The most sensible solution, however, was to get everyone to use the same time, i.e. GMT. Engineer John Walker raised this as an issue with government as early as 1843, recommending general adoption of GMT to regularise communications with Ireland. Henry Booth went one step further by petitioning Parliament (unsuccessfully) on behalf of the L&MR in 1844, by raising the issue within the newly merged L&NWR and by writing the pamphlet The Uniformity of TIme in 1847, the same year that GMT in the guise of "railway time" was adopted as standard by many of the principal railway companies and the cities they served.
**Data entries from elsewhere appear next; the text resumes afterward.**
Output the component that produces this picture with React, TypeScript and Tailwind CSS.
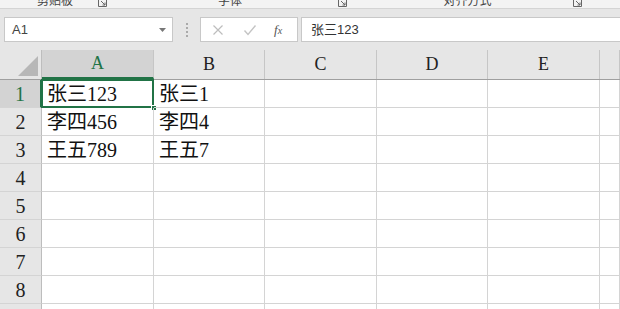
import React from "react";

const cols = ["A", "B", "C", "D", "E", ""];
const colW = ["w-[112px]", "w-[111px]", "w-[112px]", "w-[111px]", "w-[112px]", "flex-1"];

const data: string[][] = [
  ["张三123", "张三1"],
  ["李四456", "李四4"],
  ["王五789", "王五7"],
  [],
  [],
  [],
  [],
  [],
  [],
];

function Launcher() {
  return (
    <svg width="9" height="9" viewBox="0 0 9 9" className="absolute right-[3px] top-[-2px]">
      <path d="M0.5 0.5v8h8v-8" fill="none" stroke="#666" strokeWidth="1" />
      <path d="M3 3l4 4M7 4.5v2.5h-2.5" fill="none" stroke="#666" strokeWidth="1" />
    </svg>
  );
}

function Group({ w, label }: { w: string; label: string }) {
  return (
    <div className={`relative h-full ${w} flex justify-center`}>
      <span className="text-[12px] leading-[12px] mt-[-6px] text-[#444] font-['Noto_Sans_CJK_SC',sans-serif]">
        {label}
      </span>
      <Launcher />
    </div>
  );
}

export default function App() {
  return (
    <div className="w-[620px] h-[309px] overflow-hidden bg-white font-['Liberation_Sans','Noto_Sans_CJK_SC',sans-serif]">
      {/* ribbon bottom edge */}
      <div className="h-[9px] bg-[#f3f3f3] border-b border-[#d4d4d4] flex overflow-hidden">
        <Group w="w-[110px]" label="剪贴板" />
        <Group w="w-[240px]" label="字体" />
        <Group w="w-[235px]" label="对齐方式" />
      </div>

      {/* formula bar */}
      <div className="h-[41px] bg-[#e6e6e6] flex items-center pl-[4px] gap-0">
        <div className="w-[169px] h-[25px] bg-white border border-[#c8c8c8] flex items-center justify-between pl-[7px] pr-[6px]">
          <span className="text-[13px] text-[#444]">A1</span>
          <svg width="7" height="4" viewBox="0 0 7 4">
            <path d="M0 0h7L3.5 4z" fill="#777" />
          </svg>
        </div>
        <div className="w-[27px] flex flex-col items-center gap-[2px]">
          <span className="w-[2px] h-[2px] bg-[#aaa]" />
          <span className="w-[2px] h-[2px] bg-[#aaa]" />
          <span className="w-[2px] h-[2px] bg-[#aaa]" />
          <span className="w-[2px] h-[2px] bg-[#aaa]" />
        </div>
        <div className="w-[98px] h-[25px] bg-white border border-[#c8c8c8] flex items-center pl-[11px]">
          <svg width="12" height="12" viewBox="0 0 12 12">
            <path d="M1.5 1.5l9 9M10.5 1.5l-9 9" stroke="#bdbdbd" strokeWidth="1.2" />
          </svg>
          <svg width="14" height="12" viewBox="0 0 14 12" className="ml-[19px]">
            <path d="M1.5 6.5l3.5 4 7.5-9" fill="none" stroke="#c4c4c4" strokeWidth="1.4" />
          </svg>
          <span className="ml-[17px] text-[13px] italic text-[#555] font-['Liberation_Serif',serif]">
            f<span className="text-[10px]">x</span>
          </span>
        </div>
        <div className="flex-1 h-[25px] ml-[3px] bg-white border border-[#c8c8c8] border-r-0 flex items-center pl-[9px]">
          <span className="text-[13px] text-[#333] font-['Noto_Sans_CJK_SC',sans-serif]">
            张三<span className="font-['Liberation_Sans',sans-serif]">123</span>
          </span>
        </div>
      </div>

      {/* grid */}
      <div className="font-['Liberation_Serif','Noto_Sans_CJK_SC',serif]">
        <div className="flex h-[30px] bg-[#e6e6e6] border-b border-[#9f9f9f]">
          <div className="w-[42px] relative border-r border-[#bdbdbd]">
            <svg width="20" height="20" viewBox="0 0 20 20" className="absolute right-[3px] bottom-[3px]">
              <path d="M20 0V20H0z" fill="#b7b7b7" />
            </svg>
          </div>
          {cols.map((c, i) => (
            <div
              key={i}
              className={`${colW[i]} flex items-center justify-center text-[18px] border-r border-[#c6c6c6] ${
                i === 0 ? "bg-[#d3d3d3] text-[#217346] border-b-2 border-b-[#217346]" : "text-[#222]"
              }`}
            >
              {c}
            </div>
          ))}
        </div>
        {data.map((row, r) => (
          <div key={r} className="flex h-[28px]">
            <div
              className={`w-[42px] flex items-center justify-center text-[20px] border-b border-r border-[#bdbdbd] border-b-[#d4d4d4] ${
                r === 0 ? "bg-[#d3d3d3] text-[#217346] border-r-2 border-r-[#217346]" : "bg-[#e6e6e6] text-[#222]"
              }`}
            >
              {r + 1}
            </div>
            {cols.map((_, i) => (
              <div
                key={i}
                className={`${colW[i]} relative flex items-center pl-[5px] text-[20px] text-[#111] border-r border-b border-[#d4d4d4] whitespace-nowrap`}
              >
                {row[i] ?? ""}
                {r === 0 && i === 0 && (
                  <>
                    <div className="absolute left-[-1px] top-[-1px] right-[-1px] bottom-[-1px] border-2 border-[#217346] pointer-events-none" />
                    <div className="absolute right-[-4px] bottom-[-4px] w-[6px] h-[6px] bg-[#217346] border border-white" />
                  </>
                )}
              </div>
            ))}
          </div>
        ))}
      </div>
    </div>
  );
}
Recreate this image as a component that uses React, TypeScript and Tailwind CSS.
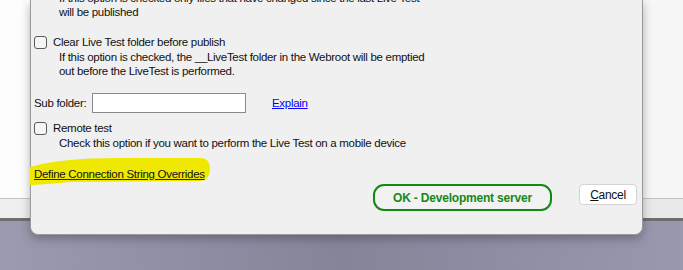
import React from 'react';

const font = { fontFamily: '"Segoe UI", "Liberation Sans", Arial, sans-serif' };

function CheckBox() {
  return <span className="inline-block w-[13px] h-[13px] rounded-[3px] border border-[#5a5a5a] bg-[#f5f5f5] shrink-0" />;
}

type OptionProps = {
  label: string
  lines: string[]
}

function Option({ label, lines }: OptionProps) {
  return (
    <div className="flex flex-col">
      <div className="flex items-center h-[14px]">
        <CheckBox />
        <span className="ml-[6px]">{label}</span>
      </div>
      <div className="pl-[25px] pt-px">
        {lines.map((l, i) => (
          <div key={i} className="h-[14px] leading-[14px] whitespace-nowrap">{l}</div>
        ))}
      </div>
    </div>
  );
}

export default function App() {
  return (
    <div className="relative w-[683px] h-[270px] overflow-hidden text-[11.5px] tracking-[-0.3px] text-[#111]" style={font}>
      {/* desktop behind the dialog */}
      <div className="flex flex-col h-full">
        <div className="h-[198px] bg-gradient-to-r from-[#fdfdfd] to-[#f6f6f6]" />
        <div className="h-px bg-[#c4c4c4]" />
        <div className="h-[19px] bg-gradient-to-r from-[#efefef] to-[#e9e9e9]" />
        <div className="h-[3px] bg-[#6e6e6e]" />
        <div className="flex-1 bg-gradient-to-r from-[#9a9ab0] via-[#85859a] to-[#9898ae]" />
      </div>

      {/* dialog window */}
      <div className="absolute left-[30px] top-0 w-[613px] h-[235px] bg-[#f0f0f0] border-x border-b border-[#9a9a9a] rounded-b-[8px] shadow-[0_4px_10px_rgba(40,40,60,0.35)]">
        <div className="flex flex-col pl-[3px] -mt-[9px] leading-[14px]">
          <div className="pl-[25px] whitespace-nowrap">
            <div className="h-[14px]">If this option is checked only files that have changed since the last Live Test</div>
            <div className="h-[14px]">will be published</div>
          </div>

          <div className="mt-[16px]">
            <Option
              label="Clear Live Test folder before publish"
              lines={[
                'If this option is checked, the __LiveTest folder in the Webroot will be emptied',
                'out before the LiveTest is performed.',
              ]}
            />
          </div>

          <div className="flex items-center mt-[15px] h-[20px]">
            <span className="w-[58px] whitespace-nowrap">Sub folder:</span>
            <div className="w-[154px] h-[20px] bg-white border border-[#8a8a8a]" />
            <a className="ml-[26px] text-[#0000ff] underline cursor-pointer">Explain</a>
          </div>

          <div className="mt-[8px]">
            <Option
              label="Remote test"
              lines={['Check this option if you want to perform the Live Test on a mobile device']}
            />
          </div>

          <div className="relative mt-[17px] h-[14px]">
            <svg className="absolute left-[-4px] top-[-10px]" width="182" height="30" viewBox="0 0 182 30">
              <path d="M0,10 Q30,1 90,1 L172,1 Q180,2 180,12 Q179,24 170,24 L40,25 Q10,28 0,28 Z" fill="#efe800" />
            </svg>
            <span className="relative underline decoration-[#1a1aa0] whitespace-nowrap">Define Connection String Overrides</span>
          </div>
        </div>

        <div className="absolute right-[5px] top-[184px] flex items-start gap-[27px]">
          <button className="w-[179px] h-[27px] rounded-[11px] border-[2px] border-[#118a11] bg-[#f2f2f2] text-[#178717] font-bold text-[12px] tracking-[-0.2px]">
            OK - Development server
          </button>
          <button className="w-[58px] h-[21px] rounded-[4px] border border-[#d4d4d4] bg-white text-[12px] text-[#111]">
            <span className="underline">C</span>ancel
          </button>
        </div>
      </div>
    </div>
  );
}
The Great Western had in fact led the way on this by unilaterally adopting GMT in 1840. There was, however, resistance in some quarters to having this change foisted on towns by the new fangled railways and it required an Act of Parliament in 1880 to put an end to the confusion of having multiple time standards operating both within and between cities.
The significance of the sundial was that it gave a measure of time against which clocks and watches could be set although other astronomical approaches were actually more accurate. In ports such as Liverpool the availability of reliable timepieces in the form of marine chronometers was vital to sailors for navigation purposes. Quite how distribution of this time was managed in Liverpool is a little obscure prior to the establishment of an Observatory at the Waterloo Docks in 1845. Historically buildings with external clocks, e.g. churches, were the visible standard but there were also synchronizing signals such as the one o'clock gun fired in the Morpeth Dock in Birkenhead from 1866. This was triggered by receipt of an electrical signal from nearby Bidston Observatory. From the early 1850s onwards the telegraph would play an important role in broadcasting time signals across the growing railway network.
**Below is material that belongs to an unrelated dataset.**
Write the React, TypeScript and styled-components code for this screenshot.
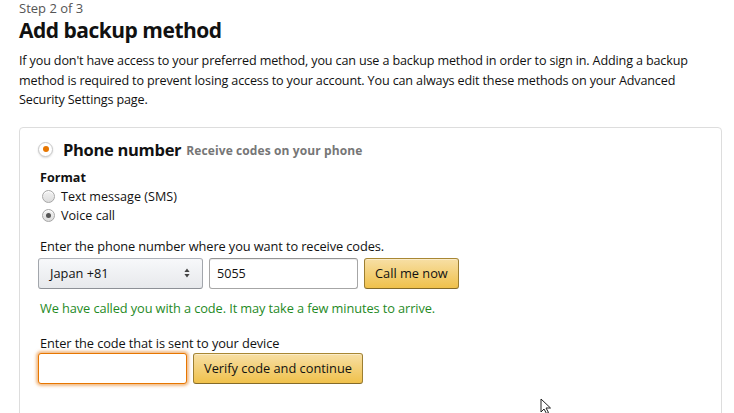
import styled, { createGlobalStyle } from "styled-components";

const GlobalStyle = createGlobalStyle`
  html, body {
    margin: 0;
    padding: 0;
    background: #fff;
    overflow: hidden;
  }
  body {
    font-family: "Open Sans", "Noto Sans", Arial, sans-serif;
    color: #111;
  }
`;

const Page = styled.main`
  position: relative;
  width: 734px;
  height: 413px;
  overflow: hidden;
  padding: 0 12px 0 19px;
  box-sizing: border-box;
`;

const StepLabel = styled.div`
  font-size: 13px;
  line-height: 14px;
  margin-top: 1px;
  color: #555;
`;

const Title = styled.h1`
  font-size: 21px;
  font-weight: 700;
  line-height: 25px;
  margin: 3px 0 8px;
  letter-spacing: -0.5px;
`;

const Intro = styled.p`
  font-size: 12.6px;
  line-height: 19.5px;
  margin: 0 0 17px;
  letter-spacing: -0.15px;
  color: #111;
`;

const Box = styled.section`
  border: 1px solid #ddd;
  border-radius: 4px;
  padding: 10px 20px 40px;
  height: 400px;
  box-sizing: border-box;
`;

const MethodHeader = styled.div`
  display: flex;
  align-items: center;
  gap: 10px;
  margin-left: -2px;
`;

const Radio = styled.span<{ $checked?: boolean; $accent?: boolean; $size: number }>`
  flex: none;
  width: ${({ $size }) => $size}px;
  height: ${({ $size }) => $size}px;
  border-radius: 50%;
  box-sizing: border-box;
  border: 1px solid ${({ $accent }) => ($accent ? "#c9c9c9" : "#a6a6a6")};
  background: ${({ $accent }) =>
    $accent ? "#fff" : "linear-gradient(#f2f2f2, #dcdcdc)"};
  box-shadow: ${({ $accent }) =>
    $accent ? "0 1px 2px rgba(0,0,0,.15)" : "inset 0 1px 0 #fff"};
  display: flex;
  align-items: center;
  justify-content: center;

  &::after {
    content: "";
    display: ${({ $checked }) => ($checked ? "block" : "none")};
    width: ${({ $size }) => Math.round($size * 0.42)}px;
    height: ${({ $size }) => Math.round($size * 0.42)}px;
    border-radius: 50%;
    background: ${({ $accent }) => ($accent ? "#e77600" : "#555")};
  }
`;

const MethodName = styled.span`
  font-size: 16.5px;
  font-weight: 700;
  letter-spacing: -0.3px;
`;

const MethodHint = styled.span`
  font-size: 12px;
  font-weight: 700;
  color: #767676;
  margin-left: -5px;
  padding-top: 3px;
  letter-spacing: 0.1px;
`;

const Body = styled.div`
  padding-top: 7px;
`;

const FieldLabel = styled.div`
  font-size: 12.6px;
  font-weight: 700;
  line-height: 19px;
`;

const Option = styled.label`
  display: flex;
  align-items: center;
  gap: 6px;
  font-size: 12.6px;
  line-height: 19px;
  padding-left: 2px;
`;

const Spacer = styled.div`
  height: 12px;
`;

const Prompt = styled.div<{ $gap: number }>`
  font-size: 12.8px;
  line-height: 19px;
  margin-bottom: ${({ $gap }) => $gap}px;
  letter-spacing: -0.1px;
`;

const Row = styled.div`
  display: flex;
  gap: 6px;
  margin-left: -2px;
`;

const Select = styled.div`
  width: 165px;
  height: 31px;
  box-sizing: border-box;
  border: 1px solid;
  border-color: #adb1b8 #a2a6ac #8d9096;
  border-radius: 3px;
  background: linear-gradient(#f7f8fa, #e7e9ec);
  display: flex;
  align-items: center;
  justify-content: space-between;
  padding: 0 12px 0 11px;
  font-size: 12.8px;
`;

const TextField = styled.div<{ $focused?: boolean; $w: number }>`
  width: ${({ $w }) => $w}px;
  height: 31px;
  box-sizing: border-box;
  border: 1px solid ${({ $focused }) => ($focused ? "#e77600" : "#a6a6a6")};
  border-top-color: ${({ $focused }) => ($focused ? "#e77600" : "#949494")};
  border-radius: 3px;
  background: #fff;
  box-shadow: ${({ $focused }) =>
    $focused
      ? "0 0 3px 2px rgba(228,121,17,.5)"
      : "0 1px 0 rgba(255,255,255,.5), inset 0 1px 0 rgba(0,0,0,.07)"};
  font-size: 12.6px;
  display: flex;
  align-items: center;
  padding: 0 7px;
`;

const Button = styled.button`
  height: 31px;
  box-sizing: border-box;
  border: 1px solid;
  border-color: #a88734 #9c7e31 #846a29;
  border-radius: 3px;
  background: linear-gradient(#f7dfa5, #f0c14b);
  box-shadow: inset 0 1px 0 rgba(255,255,255,.4);
  font-family: inherit;
  font-size: 12.8px;
  color: #111;
  padding: 0 10px;
`;

const Success = styled.div`
  color: #1f8a1f;
  font-size: 12.8px;
  line-height: 19px;
  margin: 10px 0 16px;
  letter-spacing: -0.1px;
`;

const Pointer = styled.svg`
  position: absolute;
  left: 540px;
  top: 398px;
`;

export default function App() {
  return (
    <>
      <GlobalStyle />
      <Page>
        <StepLabel>Step 2 of 3</StepLabel>
        <Title>Add backup method</Title>
        <Intro>
          If you don't have access to your preferred method, you can use a
          backup method in order to sign in. Adding a backup method is required
          to prevent losing access to your account. You can always edit these
          methods on your Advanced Security Settings page.
        </Intro>
        <Box>
          <MethodHeader>
            <Radio $checked $accent $size={15} />
            <MethodName>Phone number</MethodName>
            <MethodHint>Receive codes on your phone</MethodHint>
          </MethodHeader>
          <Body>
            <FieldLabel>Format</FieldLabel>
            <Option>
              <Radio $size={13} />
              Text message (SMS)
            </Option>
            <Option>
              <Radio $checked $size={13} />
              Voice call
            </Option>
            <Spacer />
            <Prompt $gap={2}>
              Enter the phone number where you want to receive codes.
            </Prompt>
            <Row>
              <Select>
                Japan +81
                <svg width="6" height="10" viewBox="0 0 6 10">
                  <path d="M3 0.5 L5.6 4 L0.4 4 Z M3 9.5 L5.6 6 L0.4 6 Z" fill="#444" />
                </svg>
              </Select>
              <TextField $w={149}>5055</TextField>
              <Button>Call me now</Button>
            </Row>
            <Success>
              We have called you with a code. It may take a few minutes to
              arrive.
            </Success>
            <Prompt $gap={0}>Enter the code that is sent to your device</Prompt>
            <Row>
              <TextField $focused $w={149} />
              <Button>Verify code and continue</Button>
            </Row>
          </Body>
        </Box>
        <Pointer width="14" height="16" viewBox="0 0 14 16">
          <path
            d="M1 1 L1 14 L4 11 L6.5 15.5 L8.5 14.5 L6 10 L10.5 10 Z"
            fill="#fff"
            stroke="#222"
            strokeWidth="1"
          />
        </Pointer>
      </Page>
    </>
  );
}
Fig.2: The (substitute) sundial seen from the waiting-room.
All of which brings us back to that sundial above the first class passenger entrance at Liverpool Road station (the actual sundial is now on display inside). This was installed in 1833, three years after the L&MR opened. What was it for?
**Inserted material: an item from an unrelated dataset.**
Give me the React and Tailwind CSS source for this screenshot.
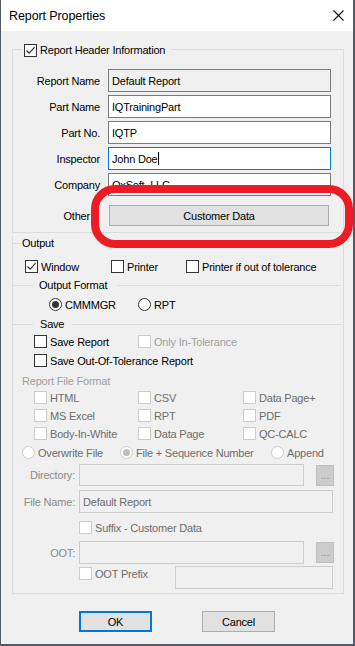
import React from 'react';

const FONT = { fontFamily: '"Liberation Sans", Arial, sans-serif' };

const Check = ({ checked, disabled }) => (
    <span className={`w-[13px] h-[13px] shrink-0 border ${disabled ? 'border-[#cccccc] bg-white' : 'border-[#333333] bg-white'} flex items-center justify-center`}>
        {checked && (
            <svg width="11" height="11" viewBox="0 0 11 11">
                <path d="M1.5 5.5 L4.2 8.2 L9.6 2.2" fill="none" stroke="#333333" strokeWidth="1.2" />
            </svg>
        )}
    </span>
);

const Radio = ({ checked, disabled }) => (
    <span className={`w-[13px] h-[13px] shrink-0 rounded-full border ${disabled ? 'border-[#cccccc]' : 'border-[#333333]'} bg-white flex items-center justify-center`}>
        {checked && <span className={`w-[7px] h-[7px] rounded-full ${disabled ? 'bg-[#bcbcbc]' : 'bg-[#333333]'}`} />}
    </span>
);

const CheckItem = ({ label, checked, disabled, muted, className = '' }) => (
    <div className={`flex items-center h-[13px] gap-[3px] ${className}`}>
        <Check checked={checked} disabled={disabled} />
        <span className={disabled ? (muted ? 'text-[#a0a0a0]' : 'text-[#6d6d6d]') : 'text-black'}>{label}</span>
    </div>
);

const RadioItem = ({ label, checked, disabled, className = '' }) => (
    <div className={`flex items-center h-[13px] gap-[3px] ${className}`}>
        <Radio checked={checked} disabled={disabled} />
        <span className={disabled ? 'text-[#6d6d6d]' : 'text-black'}>{label}</span>
    </div>
);

const HeaderRow = ({ label, value, tone = 'white', caret, first }) => {
    const box = {
        gray: 'bg-[#f0f0f0] border-[#7a7a7a]',
        white: 'bg-white border-[#7a7a7a]',
        focus: 'bg-white border-[#0078d7]',
    }[tone];
    return (
        <div className={`flex items-center h-[23px] ${first ? 'mt-[12px]' : 'mt-[3px]'}`}>
            <span className="w-[87px] text-right">{label}</span>
            <div className={`ml-[8px] w-[223px] h-[23px] border ${box} flex items-center pl-[3px]`}>
                <span>{value}</span>
                {caret && <span className="w-px h-[13px] bg-black" />}
            </div>
        </div>
    );
};

const Separator = ({ label, labelGap, tailGap, endGap }) => (
    <div className="flex items-center h-[14px]">
        <div className="-ml-px w-[21px] h-px bg-[#dcdcdc]" />
        <span className={labelGap}>{label}</span>
        <div className={`flex-1 h-px bg-[#dcdcdc] ${tailGap} ${endGap}`} />
    </div>
);

const Browse = () => (
    <div className="ml-[12px] w-[18px] h-[21px] bg-[#cccccc] border border-[#bfbfbf] flex items-end justify-center pb-[4px] text-[#8a8a8a] leading-none">
        ...
    </div>
);

export default function App() {
    return (
        <div style={FONT} className="w-[355px] h-[646px] bg-[#f0f0f0] border-l border-r-2 border-b-2 border-[#535b67] text-[11px] tracking-[-0.2px] text-black leading-[14px] relative overflow-hidden">
            {/* Title bar */}
            <div className="h-[31px] bg-white flex items-center justify-between pl-[8px] pr-[9px]">
                <span className="text-[12.5px] tracking-[-0.1px]">Report Properties</span>
                <svg width="11" height="11" viewBox="0 0 11 11">
                    <path d="M0.5 0.5 L10.5 10.5 M10.5 0.5 L0.5 10.5" stroke="#111111" strokeWidth="1.1" />
                </svg>
            </div>

            <div className="pl-[11px] pr-[9px]">
                {/* Report Header Information */}
                <div className="mt-[18px] border border-[#dcdcdc] pb-[6px]">
                    <div className="-mt-[7px] ml-[9px] flex">
                        <div className="flex items-center gap-[3px] bg-[#f0f0f0] pl-[2px] pr-[6px]">
                            <Check checked />
                            <span>Report Header Information</span>
                        </div>
                    </div>
                    <HeaderRow first label="Report Name" value="Default Report" tone="gray" />
                    <HeaderRow label="Part Name" value="IQTrainingPart" />
                    <HeaderRow label="Part No." value="IQTP" />
                    <HeaderRow label="Inspector" value="John Doe" tone="focus" caret />
                    <HeaderRow label="Company" value="QxSoft, LLC" />
                    <div className="flex items-center mt-[9px] h-[21px]">
                        <span className="w-[87px] text-right pr-[10px]">Other</span>
                        <button className="ml-[9px] w-[220px] h-[21px] bg-[#e1e1e1] border border-[#adadad] flex items-center justify-center">
                            Customer Data
                        </button>
                    </div>
                </div>

                {/* Output */}
                <div className="mt-[10px] border-x border-b border-[#dcdcdc] pb-[4px]">
                    <div className="-mt-[7px] flex items-center h-[14px]">
                        <div className="-ml-px w-[9px] h-px bg-[#dcdcdc]" />
                        <span className="ml-[1px]">Output</span>
                    </div>
                    <div className="mt-[10px] pl-[12px] flex">
                        <CheckItem className="w-[86px]" label="Window" checked />
                        <CheckItem className="w-[75px]" label="Printer" />
                        <CheckItem label="Printer if out of tolerance" />
                    </div>

                    <div className="mt-[5px]">
                        <Separator label="Output Format" labelGap="ml-[6px]" tailGap="ml-[10px]" endGap="mr-[3px]" />
                    </div>
                    <div className="mt-[6px] pl-[36px] flex">
                        <RadioItem className="w-[89px]" label="CMMMGR" checked />
                        <RadioItem label="RPT" />
                    </div>

                    <div className="mt-[6px]">
                        <Separator label="Save" labelGap="ml-[7px]" tailGap="ml-[8px]" endGap="mr-[1px]" />
                    </div>
                    <div className="mt-[4px] pl-[21px] flex">
                        <CheckItem className="w-[104px]" label="Save Report" />
                        <CheckItem label="Only In-Tolerance" disabled muted />
                    </div>
                    <div className="mt-[6px] pl-[21px] flex">
                        <CheckItem label="Save Out-Of-Tolerance Report" />
                    </div>

                    <div className="mt-[7px] pl-[9px] text-[#a0a0a0]">Report File Format</div>
                    <div className="mt-[3px] pl-[21px] grid grid-cols-[104px_105px_1fr] gap-y-[5px]">
                        {['HTML', 'CSV', 'Data Page+', 'MS Excel', 'RPT', 'PDF', 'Body-In-White', 'Data Page', 'QC-CALC'].map(item => (
                            <CheckItem key={item} label={item} disabled />
                        ))}
                    </div>

                    <div className="mt-[6px] pl-[9px] flex">
                        <RadioItem className="w-[98px]" label="Overwrite File" disabled />
                        <RadioItem className="w-[151px]" label="File + Sequence Number" checked disabled />
                        <RadioItem label="Append" disabled />
                    </div>

                    <div className="mt-[5px] flex items-center">
                        <span className="w-[62px] text-right text-[#8a8a8a]">Directory:</span>
                        <div className="ml-[4px] w-[225px] h-[22px] border border-[#cccccc] bg-[#f0f0f0]" />
                        <Browse />
                    </div>
                    <div className="mt-[4px] flex items-center">
                        <span className="w-[62px] text-right text-[#8a8a8a]">File Name:</span>
                        <div className="ml-[4px] w-[254px] h-[23px] border border-[#cccccc] bg-[#f0f0f0] flex items-center pl-[3px] text-[#6d6d6d]">
                            Default Report
                        </div>
                    </div>
                    <div className="mt-[8px] pl-[66px] flex">
                        <CheckItem label="Suffix - Customer Data" disabled />
                    </div>
                    <div className="mt-[7px] flex items-center">
                        <span className="w-[62px] text-right text-[#8a8a8a]">OOT:</span>
                        <div className="ml-[4px] w-[225px] h-[23px] border border-[#cccccc] bg-[#f0f0f0]" />
                        <Browse />
                    </div>
                    <div className="mt-[2px] pl-[66px] flex items-start">
                        <CheckItem className="mt-[1px] w-[96px]" label="OOT Prefix" disabled />
                        <div className="w-[158px] h-[23px] border border-[#cccccc] bg-[#f0f0f0]" />
                    </div>
                </div>

                {/* Buttons */}
                <div className="mt-[17px] pl-[67px] flex gap-[50px]">
                    <button className="w-[73px] h-[21px] bg-[#e1e1e1] border-2 border-[#0078d7] flex items-center justify-center">OK</button>
                    <button className="w-[73px] h-[21px] bg-[#e1e1e1] border border-[#adadad] flex items-center justify-center">Cancel</button>
                </div>
            </div>

            {/* Red annotation marker over the Customer Data button */}
            <div className="absolute left-[90px] top-[185px] w-[262px] h-[63px] border-[8px] border-[#ed1c24] rounded-[24px] pointer-events-none" />
        </div>
    );
}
It was functional, i.e. it was used either by staff or passengers to determine the time of day. This seems unlikely. According to Thomas, the termini at Liverpool and Manchester both had clocks as of 1830 (one can be seen in Bury's print of Crown Street though that might arguably be a residual sundial now in the shade of the verandah) as did Newton as of 1831 (its location is unclear but suggests that there was a building there at the time). There is no mention of the other two stations having had sundials, just Manchester. The sundial is located outside the first floor window of the first-class passenger waiting-room at Liverpool Road. While this may give good access to the sun, it must surely have made it awkward to read. The wealthy individuals travelling first class would in any case have had pocket watches set in advance of travel and have no need of station sundials (a sundial adjacent to the second class waiting-room might make more sense). Likewise the railway senior staff would presumably have had recourse to chronometers as and when a degree of precision became necessary. That is not to say that the Directors were indifferent to time. They paid £5 p.a. to the nearby church of St John's in order that the tower clock be properly maintained and show the correct time. The nearby church of St Matthew also had a public clock although apparently it only had a minute hand added in 1833.
It was symbolic. It showed that the railways were effectively causing time to contract by enabling people, especially businessmen, to achieve more in a day than had previously been possible. The sundial was already a relic from a slower, now bygone, age. It may also have been an homage to George Stephenson who resigned from the L&MR in 1833. It is part of the Stephenson legend that George set his son Robert to make a sundial that was then mounted above the door of his childhood home in Killingworth, Dial Cottage.
It was decorative. The early railway buildings had a relatively simple neoclassical appearance. The low key design may have been an attempt to normalise the railway travel experience for nervous passengers and at the same time an economy measure to reassure investors. Its lack of ostentation may also have reflected the non-conformist religious sensibilities of many Directors as well as the Principal Engineer. With Stephenson's departure the Directors or station superintendent may have felt a little additional ornamentation was in order.
Fig.3: The original sundial now on display in the second-class booking office.
Alas, I have no special insights to offer; my guess would be either 2 or 3 or a mixture thereof with a slight preference for 3. If nothing else, the sundial may have served as a talking-point for passengers waiting to board their train!